To your second question about XML attributes, I will have use cases in which attributes are important, but they may be specific enough that they require a custom adapter, e.g., for MODS. Is it easy enough to incorporate attribute processing syntax into the XPath URL fragment?

To your second question about XML attributes, I will have use cases in which attributes are important, but they may be specific enough that they require a custom adapter, e.g., for MODS. Is it easy enough to incorporate attribute processing syntax into the XPath URL fragment?

I'm using xml.etree.ElementTree from the Python standard library to support XPath, and it supports attributes, so it should be fine. I'm more concerned about the process of converting XML to JSON, eg:

<foo bar="baz">hi</foo>

What should we map that to?

  • {"foo": "hi"} is what I have currently working.
  • {"foo": {"text": "hi", "@bar": "baz"}} is a common format, but seems too verbose.
  • {"foo": "hi", "foo:bar": "baz"} is a more concise option.

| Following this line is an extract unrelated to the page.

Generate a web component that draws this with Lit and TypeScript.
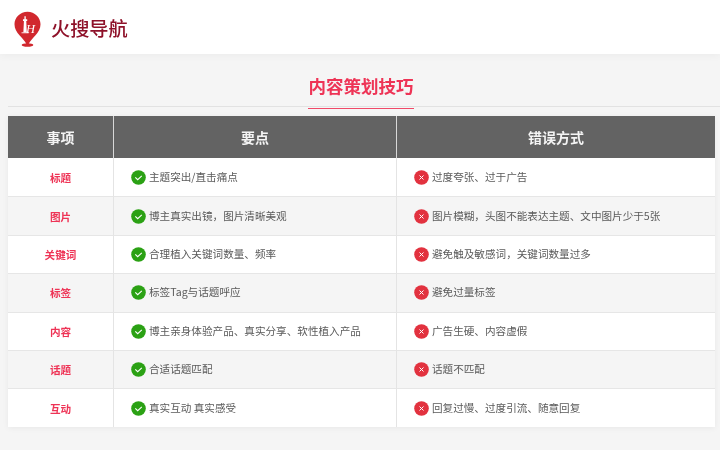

I hear you on the verbosity concern, but the second option ({"foo": {"text": "hi", "@bar": "baz"}}) makes more intuitive sense to me.

I'm using xml.etree.ElementTree from the Python standard library to support XPath, and it supports attributes, so it should be fine. I'm more concerned about the process of converting XML to JSON, eg:

I think defusedxml is the sane drop-in replacement for the built-in xml.etree package.

https://github.com/tiran/defusedxml

@cwegener thanks for the tip on defusedxml!

I hear you on the verbosity concern, but the second option ({"foo": {"text": "hi", "@bar": "baz"}}) makes more intuitive sense to me.

@blackerby, I released 1.2.8 with a simple generic XML adapter that only cares about text. If we need we can later implement a different algorithm that exposes XML attributes, and have a way of specifying which one should be used.

That is great, thanks @betodealmeida. I'll play with the new release this week and open a new issue if/when access to XML attributes becomes a challenge. I'm also looking forward to digging into the commit that added the XML adapter -- seems like a great way to learn.